The masters of debt always drive up costs to debtors till they can’t pay. Then what? In ancient times they took people into debt bondage as virtual slaves. (Hence the term, bonds.) Today they’re more likely to try to conscript the common possessions of a society: “natural monopolies” like highways (since you can’t have competing highways), public schools, or energy utilities. These rules apply to governments as well as individuals. Look at poor Greece, anything that was recognizably its heritage is being privatized in lieu of loan payments.

And so we come to Kathleen Wynne’s bad budget idea, equal to her good one on tuition: selling off Hydro One to build some transit she promised but is afraid to raise taxes for. Nothing makes Ontario look as much like Greece as privatizing, i.e. gifting, Hydro to the parasites. Once they get it they’ll inevitably jack up rates, if only to pay off the loans they took out themselves (or loaned themselves) to do it. For a one-time return on a subway or two, we give up perpetual funding that could keep the universities tuition-free forever, while growing the economy in tandem. This again is the economic illogic of debt.

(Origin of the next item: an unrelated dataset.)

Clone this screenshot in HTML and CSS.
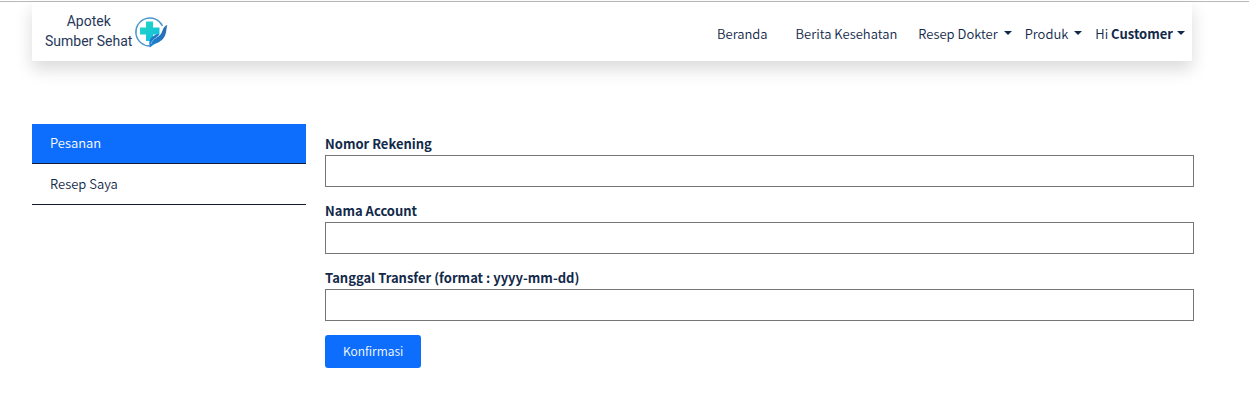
FILE: index.html
```html
<!DOCTYPE html>
<html lang="id">
<head>
<meta charset="utf-8">
<meta name="viewport" content="width=device-width, initial-scale=1">
<title>Apotek Sumber Sehat</title>
<link rel="stylesheet" href="styles.css">
</head>
<body>
<header class="navbar">
  <a class="brand" href="#">
    <span class="brand-name">Apotek<br>Sumber Sehat</span>
    <svg class="brand-logo" viewBox="0 0 34 34" aria-hidden="true">
      <defs>
        <linearGradient id="cross" x1="0" y1="0" x2="1" y2="1">
          <stop offset="0" stop-color="#1fdcc4"/>
          <stop offset="1" stop-color="#14b8e0"/>
        </linearGradient>
        <linearGradient id="hand" x1="1" y1="0" x2="0" y2="1">
          <stop offset="0" stop-color="#2f68b0"/>
          <stop offset="1" stop-color="#1583d2"/>
        </linearGradient>
      </defs>
      <path d="M28.500 11A14 14 0 1 0 16 31" fill="none" stroke="#4a98cc" stroke-width="1.400"/>
      <path d="M12 6.500h7v6h6.500v7H19V26h-7v-6.500H6v-7h6z" fill="url(#cross)"/>
      <path d="M16 32.500C14.500 27 15.500 23.500 19.500 21c2-1.500 4.500-2.500 5.300-1.800.8.700-.8 1.800-3 3.500 4-1.500 5.700-4 6.700-7.200.8-2.500 2.500-5 4.800-5.500-.7 2-.7 3.500-1 5.500-.7 6.500-4.200 10.500-9.300 12.500-2.500 1-4.700 2-7 4.500z" fill="url(#hand)"/>
      <path d="M17 29c1-3.500 3-5.500 6-6.500" fill="none" stroke="#8fd0f2" stroke-width=".7"/>
    </svg>
  </a>
  <nav class="menu">
    <a class="menu-link plain" href="#">Beranda</a>
    <a class="menu-link plain" href="#">Berita Kesehatan</a>
    <a class="menu-link" href="#">Resep Dokter <span class="caret"></span></a>
    <a class="menu-link" href="#">Produk <span class="caret"></span></a>
    <a class="menu-link user" href="#"><span>Hi <b>Customer</b></span><span class="caret"></span></a>
  </nav>
</header>
<main class="page">
  <nav class="sidebar">
    <a class="side-link active" href="#">Pesanan</a>
    <a class="side-link" href="#">Resep Saya</a>
  </nav>
  <form class="form">
    <div class="field">
      <label for="rekening">Nomor Rekening</label>
      <input id="rekening" type="text">
    </div>
    <div class="field">
      <label for="account">Nama Account</label>
      <input id="account" type="text">
    </div>
    <div class="field">
      <label for="tanggal">Tanggal Transfer (format : yyyy-mm-dd)</label>
      <input id="tanggal" type="text">
    </div>
    <button class="submit" type="button">Konfirmasi</button>
  </form>
</main>
</body>
</html>
```
FILE: styles.css
```css
* {
  box-sizing: border-box;
}

body {
  margin: 0;
  padding-top: 1px;
  background: #fff;
  color: #12294a;
  font-family: "Noto Sans CJK SC", "Noto Sans", sans-serif;
  font-size: 13px;
  font-weight: 350;
  line-height: 20px;
}

body::before {
  content: "";
  display: block;
  height: 1px;
  background: #b9b9b9;
}

a {
  color: inherit;
  text-decoration: none;
}

b {
  font-weight: 700;
}

.navbar {
  display: flex;
  align-items: center;
  justify-content: space-between;
  height: 59px;
  margin: 0 57px 0 32px;
  padding: 0 7px 0 13px;
  background: #fff;
  box-shadow: 0 8px 16px rgba(0, 0, 0, 0.15);
}

.brand {
  display: flex;
  align-items: center;
  gap: 2px;
}

.brand-name {
  padding-bottom: 2px;
  color: #27385a;
  font-family: Roboto, sans-serif;
  font-size: 14px;
  font-weight: 400;
  text-align: center;
}

.brand-logo {
  width: 34px;
  height: 34px;
}

.menu {
  display: flex;
  align-items: center;
  gap: 13px;
  padding-top: 5px;
}

.menu-link {
  display: flex;
  align-items: center;
  gap: 6px;
}

.menu-link.plain {
  padding-right: 8px;
}

.menu-link.plain:first-child {
  padding-right: 15px;
}

.menu-link.user {
  gap: 4px;
}

.caret {
  margin-bottom: 2px;
  border: 4px solid transparent;
  border-top-color: currentColor;
  border-bottom: 0;
}

.page {
  display: flex;
  align-items: flex-start;
  gap: 19px;
  margin: 63px 55px 0 32px;
}

.sidebar {
  flex: 0 0 274px;
}

.side-link {
  display: block;
  padding: 10px 18px;
  border-bottom: 1px solid #101c30;
}

.side-link.active {
  padding: 9px 18px 10px;
  background: #0d6efd;
  color: #fff;
}

.form {
  flex: 1;
  padding-top: 10px;
}

.field {
  margin-bottom: 14px;
}

.field label {
  display: block;
  margin-bottom: 1px;
  font-weight: 700;
}

.field input {
  display: block;
  width: 100%;
  height: 32px;
  padding: 4px 8px;
  border: 1px solid #767676;
  background: #fff;
  font: inherit;
}

.submit {
  display: block;
  padding: 6px 18px 7px;
  border: 0;
  border-radius: 3px;
  background: #0d6efd;
  color: #fff;
  font: inherit;
  font-size: 12px;
}
```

Who comes up with the particularly bad ideas? Apparently it’s former civil servants cum bankers like Don Drummond and Ed Clark who the Liberals love to consult. I can hardly think of a worse combo of arrogance (Yes, Minister) and narrow, greedy economic vision. Why isn’t anyone who’s actually produced something — as a businessperson or an echt worker — ever drafted for this stuff?

Hudson is also obsessed by the ancient Near East because it’s there that people realized debt catastrophes were inevitable and their only solution was periodic massive debt cancellations, as in the Biblical jubilee year. It’s still true, he says. The only question is who gets the forgiveness (now called writedowns or bailouts): the lenders, who caused it all, or the debtors, who lose everything?

This column was first published in the Toronto Star.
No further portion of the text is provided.